Practically, this allows an attacker to read all chat sessions, read LLM memories, and read potentially sensitive information stored in storage buckets.
Vulnerability #2: Ray on Vertex AI – Viewer to Root
The Ray on Vertex AI feature allows ML engineers to leverage GCP’s infrastructure together with the Ray library, which aids in developing scalable AI workloads.
While analyzing this feature, we found that when a Ray cluster is deployed, the “Custom Code Service Agent” is automatically attached to the cluster’s head node.
To our surprise, we discovered that an attacker with control over an identity that has the aiplatform.persistentResources.list and aiplatform.persistentResources.get in an environment in which a “Ray on Vertex AI” cluster exists can connect to the head node via the GCP UI and get root access to the node.
The attacker can then use the metadata service to retrieve the access token for the service agent and use its privileges in the project.
These privileges are also included in the default “Vertex AI Viewer” role.
The Escalation Path
An attacker requires only an identity with aiplatform.persistentResources.list and aiplatform.persistentResources.get permissions. These are standard permissions found in the read-only Vertex AI Viewer role.
- Gaining root: The attacker navigates to the cluster in the GCP Console. Despite having only “Viewer” permissions, the interface exposes a “Head node interactive shell” link. Clicking this grants an interactive shell on the head node with root privileges.
- Token extraction: With root access, the attacker queries the metadata service to retrieve the access token for the Custom Code Service Agent.
Technical Impact
The Custom Code Service Agent role has extensive permissions, including iam.serviceAccounts.signBlob and iam.serviceAccounts.getAccessToken.

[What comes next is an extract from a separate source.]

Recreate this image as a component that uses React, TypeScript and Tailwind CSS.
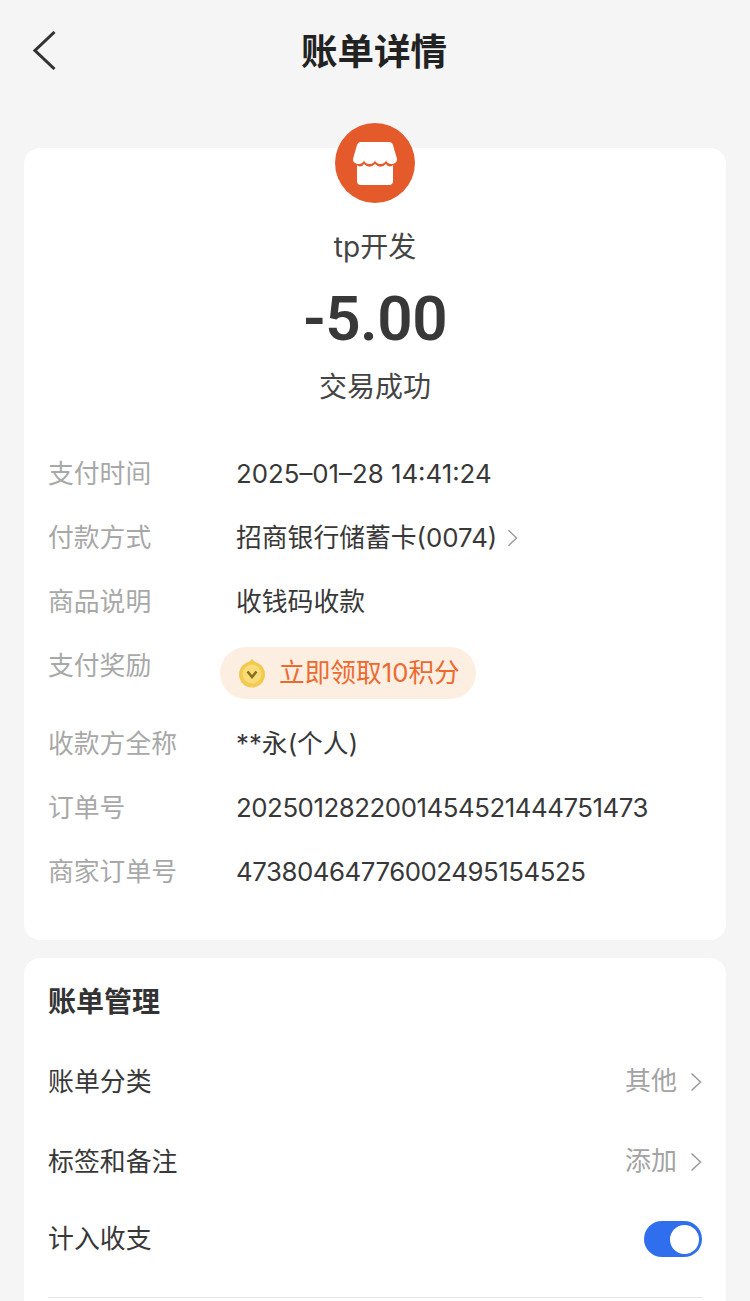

However, our testing confirmed that the extracted token has a limited scope, meaning IAM operations are blocked.
Critically, the token does possess the following scopes:
- https://www.googleapis.com/auth/devstorage.full_control
- https://www.googleapis.com/auth/bigquery
- https://www.googleapis.com/auth/pubsub
- https://www.googleapis.com/auth/cloud-platform.read-only
This allows a “Viewer” to read and write to various services, including storage buckets, logs, and BigQuery resources.
Securing Your Agents
While Google has forwarded this report to their product team to determine if a fix is required, the current “working as intended” status means there is no guarantee of an immediate patch. Until a change is made, it is up to engineering and security teams to ensure such “double agents” are not created within their projects.
To mitigate these risks:
- For Ray on Vertex AI: Audit identities with the “Viewer” role. Restrict aiplatform.persistentResources permissions to only those requiring compute access.
- For the Agent Engine: Tightly restrict the aiplatform.reasoningEngines.update permission to prevent unauthorized code injection.
- Monitoring: Leverage the monitoring capabilities provided by the Agent Engine Threat Detection feature.